The closest touchpoints for your banks’ customers are at branch level. Modern trends demonstrate that the traditional approach to interior design is outdated, quickly becoming replaced by more engaging designs that make the overall retail experience a more positive one. Once again, you can look towards specialty retailers to leverage some of the best practices for interior design.

Shikatani Lacroix is an expert in creating such spaces, seen in its newly-redesigned bank branches for U.S.-based Regions Bank and China’s CZ Bank and retail stores such as the Blue Jays shop in CF Toronto Eaton Centre. Both projects are similar in their approaches to interior design, featuring innovative and indelible digital design solutions, ambient lighting that improves the atmosphere, unique fixtures in the retail space that are engaging and evocative of the brand, and background music that is consistent with the brand’s personality. The Jays shop is especially notable given its focus on multi-sensory inputs: by implementing large digital screens that feature live broadcasts as well as interactive kiosks to customize your own shirt, we created spaces that encourage the consumer to stay longer and engage with the exciting multi-sensory elements.

All of these individual initiatives are designed for a single purpose: to enhance customers’ retail experience and encourage them to engage with the brand in a more enjoyable manner.

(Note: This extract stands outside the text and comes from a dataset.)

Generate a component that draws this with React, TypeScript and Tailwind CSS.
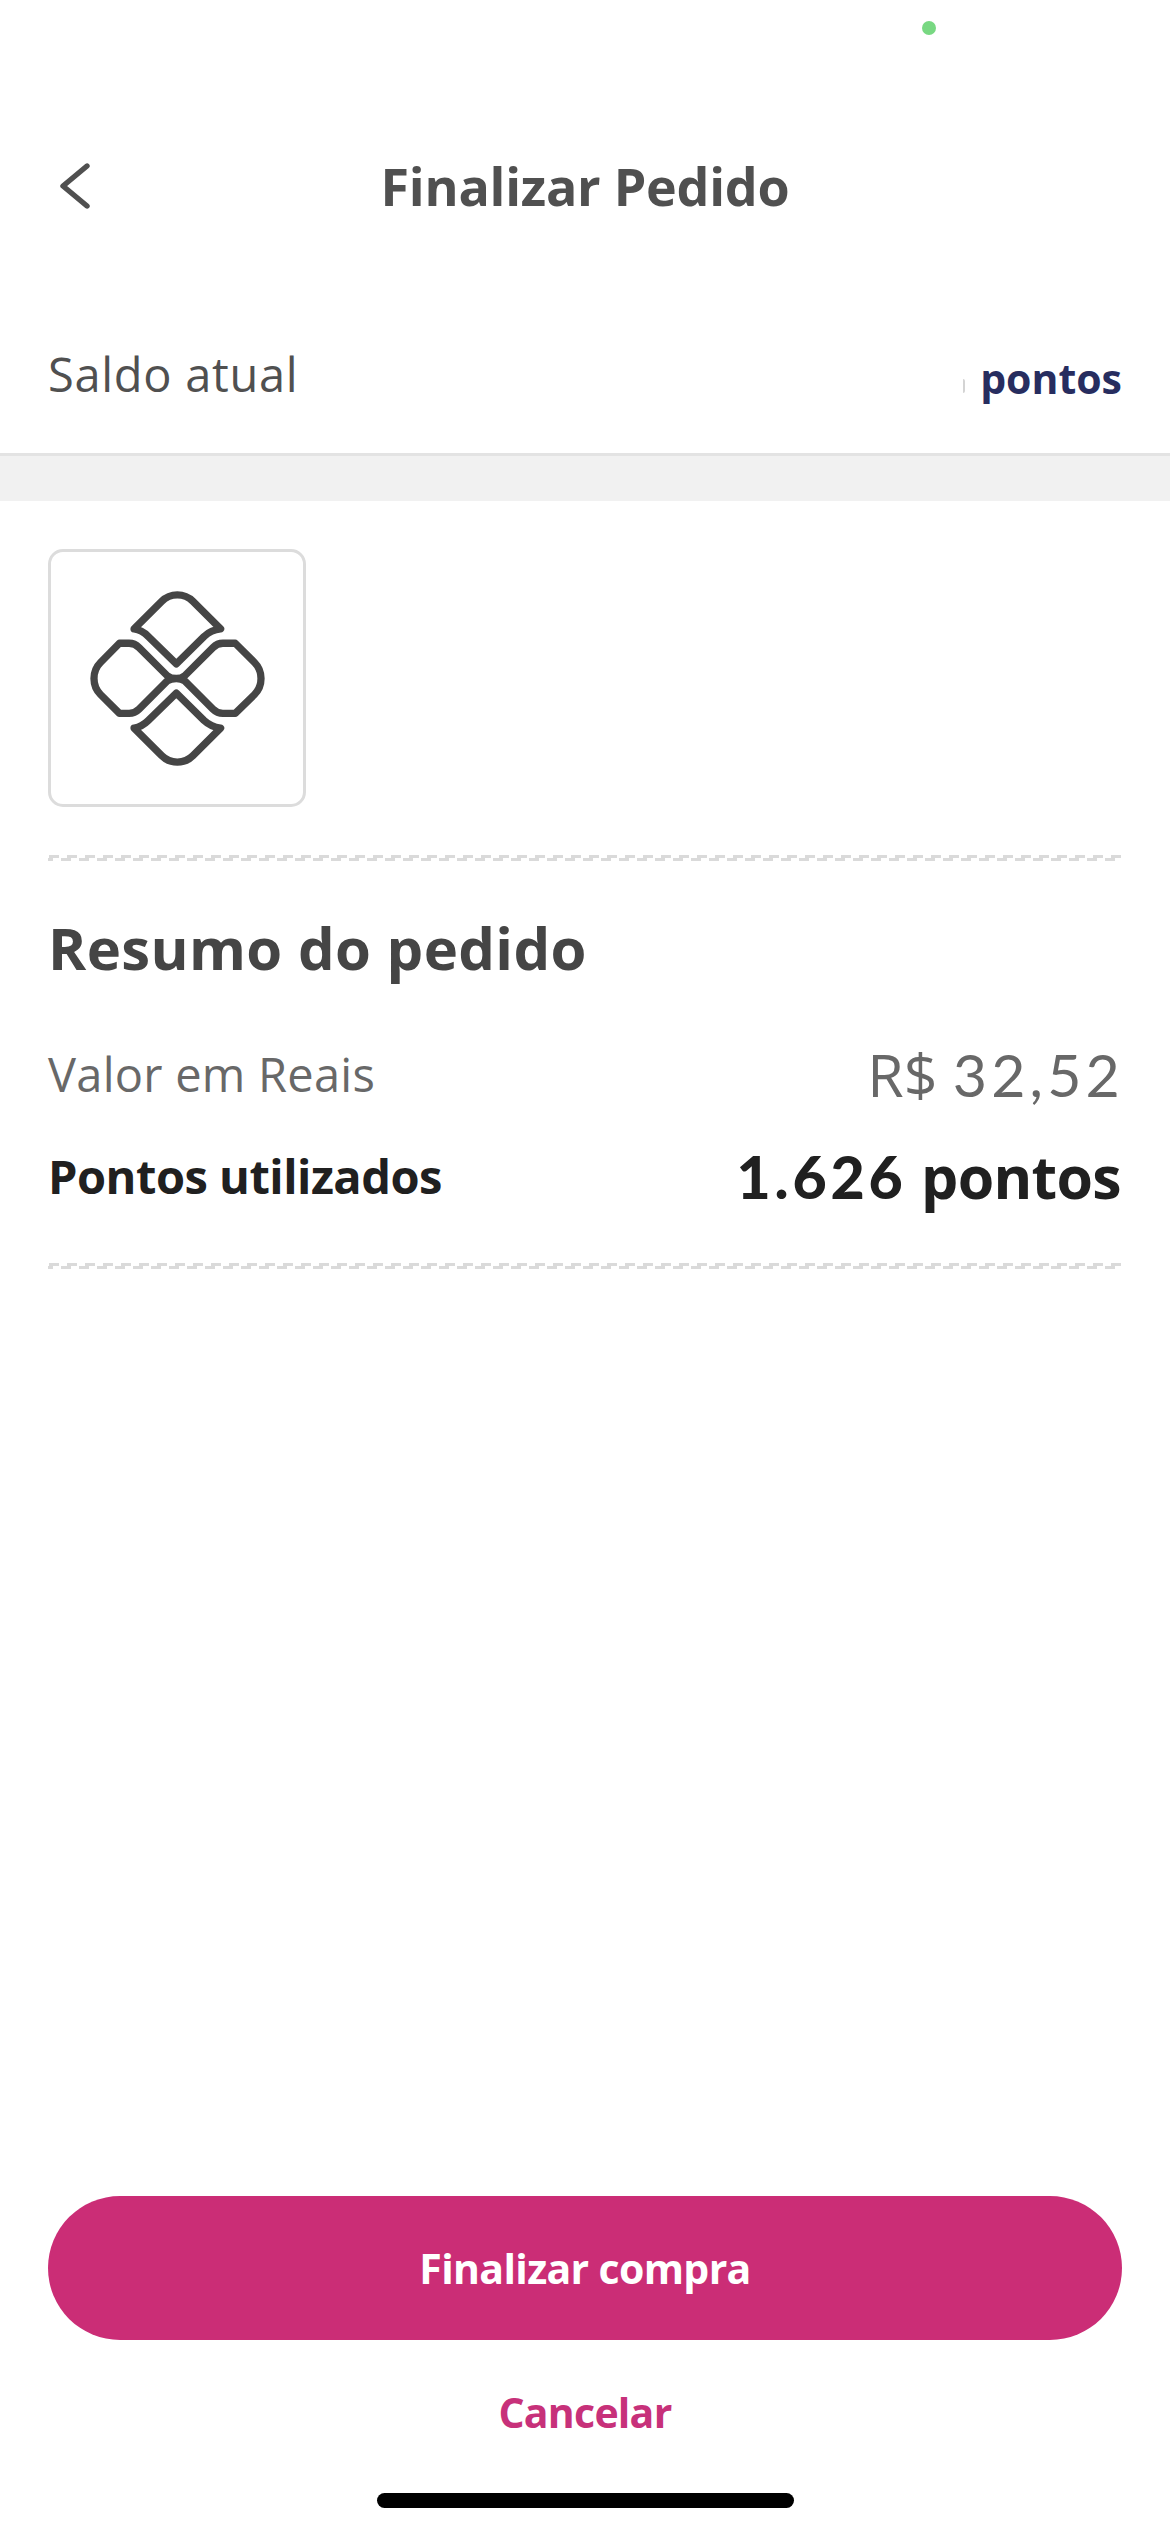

This is something that your bank cannot afford to ignore, as this is an important part of what today’s banking customer expects.

Ultimately, as consumer expectations in the retail world are shifting, you must design corresponding shifts in your retail strategies. By examining what specialty retailers are doing, you can gain a better sense of what kinds of executions are working well and tailor those executions to your own brand and your own consumers. This will further engage your customer with your brand and will go a long way towards creating more immersive customer experiences.